Training at sea may be more effective due to reduced distractions, but may be prohibitive in terms of cost and scheduling feasibility. If an opportunity does, however present itself for instruction at sea, the advantages are that :

  • the actual equipment and software that the seafarer will be required to operate can be used
  • the instruction will be in the real environment using actual scenarios
  • the cost of travel (for the seafarers) is removed,
  • assessment of competence is more accurate.
  • the seafarer will also stand a better chance of knowledge retention in this environment.

Where it is possible to consult the crew themselves, and offer a choice of training options, the crew benefit from increased retention and a feeling of greater participation in the decision making process. Instructor-lead training ashore brings the benefit that job distractions are limited, and greater attention can be given by the seafarer to the task at hand, however there are costs incurred for travel, subsistence and often wages.

It is also a recognised fact that this type of training suffers from lack of retention. It is estimated that after a month?s time only 30% of knowledge is retained. If this time period coincides with a seafarers time on leave (or holiday) the retention can be even less. A further consideration with instructor-led training is the ratio of students to instructor.

In a purpose built computer training laboratory, where each student has his own terminal and the instructor?s terminal is projected for all to see, class sizes approaching or exceeding twenty are thought to lose effectiveness. On board ship, or ashore where an instructor is leading multiple students sharing a terminal, more than two students to a terminal is, again, thought to be ineffective.

 

Video- based training

Video-based training is another option that can be used on board for standard or bespoke applications. Advantages with this method are that the:

  • training modules can be customised for specific applications and
  • lessons can be shared with an audience.
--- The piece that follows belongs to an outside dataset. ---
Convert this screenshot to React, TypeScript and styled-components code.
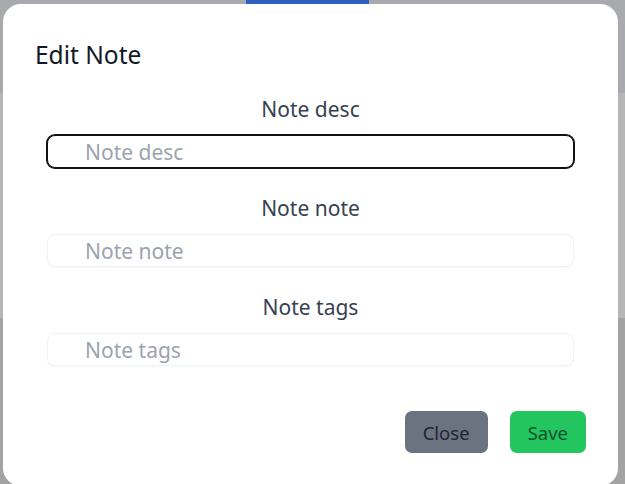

The disadvantage is that videos need to be updated in line with software changes. Although video-based training has been use effectively on board ship for general training, using video for computer training does have limitations. It is not interactive and it can be difficult to translate what is learned whilst watching a video to skills when sitting down in front of a computer at a later time. If this medium is used it should be used in conjunction with a workbook that provides reference and allows for note-taking.

 

Computer Based Training

On board computer-based training can be very effective and cost efficient and should be looked at as an important option. CBT is actually a very broad concept and perhaps the name is a little misleading. CBT can be used for many things, education, training, reference, review and assessment. It can take many forms including CDRom or be Internet-based.

It can use simulation or virtual reality and can be interfaced by using the traditional mouse and keypad, touch-screen or voice command. With minimal introduction, CBT can be used to teach the most basic skills such as keyboard and mouse usage, right through to the most advanced levels. CBT should, however, be well designed and interactive.

 

Advantages of using CBT for training onboard:

  • Seafarers can work at their own pace and in their own time,
  • Being computer-based, a seafarer can switch between training and trial modes,
  • Progress can be assessed and recorded,
  • Areas of weakness can be targeted,
  • Training material can be kept up-dated using downloads through Internet or by new CDs.

Many modern standard applications come with CBT preinstalled in the form of tutorials and help wizards. CBT can also be customised to represent specific bespoke systems as well as fleet-specific processes. These can also be. CBT alone is not, however, a panacea and should be implemented as part of the company's training programme, possibly incorporating one or more of the techniques outlined above.